Skin Substitutes

Skin Substitutes

For many severely burned patients skin grafts using their own healthy skin is not possible because they have very little healthy skin or they are not strong enough for surgery. The other alternatives to cover burn wounds is to use cadaver skins or animal skin. The body will reject both of these options within a few days and the surgery will need to be performed again. For years healthcare professionals working in burn units have hoped for the day that they could pull substitute skin off a shelf, that day has finally come. In 1997, a new synthetic product called Dermagraft-TC became available to doctors and patients. Dermagraft-TC is made from living human cells and it is being used instead of cadaver skin.

The FDA approved Dermagraft-TC and two artificial “interactive” burn dressings for use in treating third-degree burns. They are Integra Artificial Skin and Original BioBrane. Unlike traditional bandages, some new dressings promote wound healing by interacting directly with body tissues.

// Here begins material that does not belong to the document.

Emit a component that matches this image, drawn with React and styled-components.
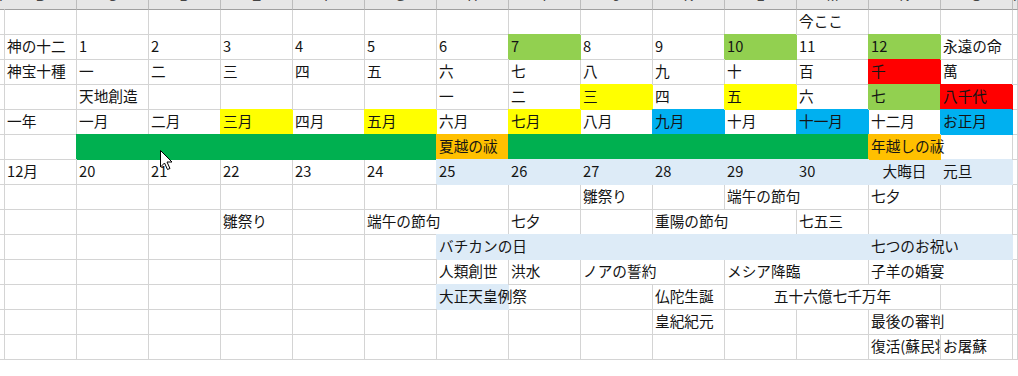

BioBrane is a nylon material that contains a gelatin that interacts with clotting factors in the wound. That interaction causes the dressing to adhere better, forming a more durable protective layer.

Integra is a two-layered dressing. The top layer serves as a temporary synthetic epidermis; the layer below serves as a foundation for re-growth of dermal tissue. The underlying layer is made of collagen fibers that act as a lattice through which the body can begin to align cells to recreate its own dermal tissue.

Other substitute skin products may become available soon. Organogenesis Inc. is selling its Apilgra, a living “human skin equivalent” to treat wounds and ulcers in Canada and the company is seeking approval for sales in the U.S. Additionally, LifeCell Corporation makes implantable human tissue for use in reconstructive surgery and burn treatment.

In addition to artificial skins is cultured skin. Doctors are able to take a postage stamp-sized piece of skin from the patient and grow the skin under special tissue culture conditions. From this small piece of skin, technicians can grow enough skin to cover nearly the entire body in just 3 weeks. Cultured skin has been available in the U.S. for a decade.

Artificial skins are only a temporary fix; the patient will still need skin grafts. However, with the use of artificial skins means a thinner skin graft, which allows the donor site and the patient to heal faster with fewer surgeries.

The use of artificial skins has not yet been perfected and they are not right for every burn patient. Additionally scarring still results, but it may be less severe.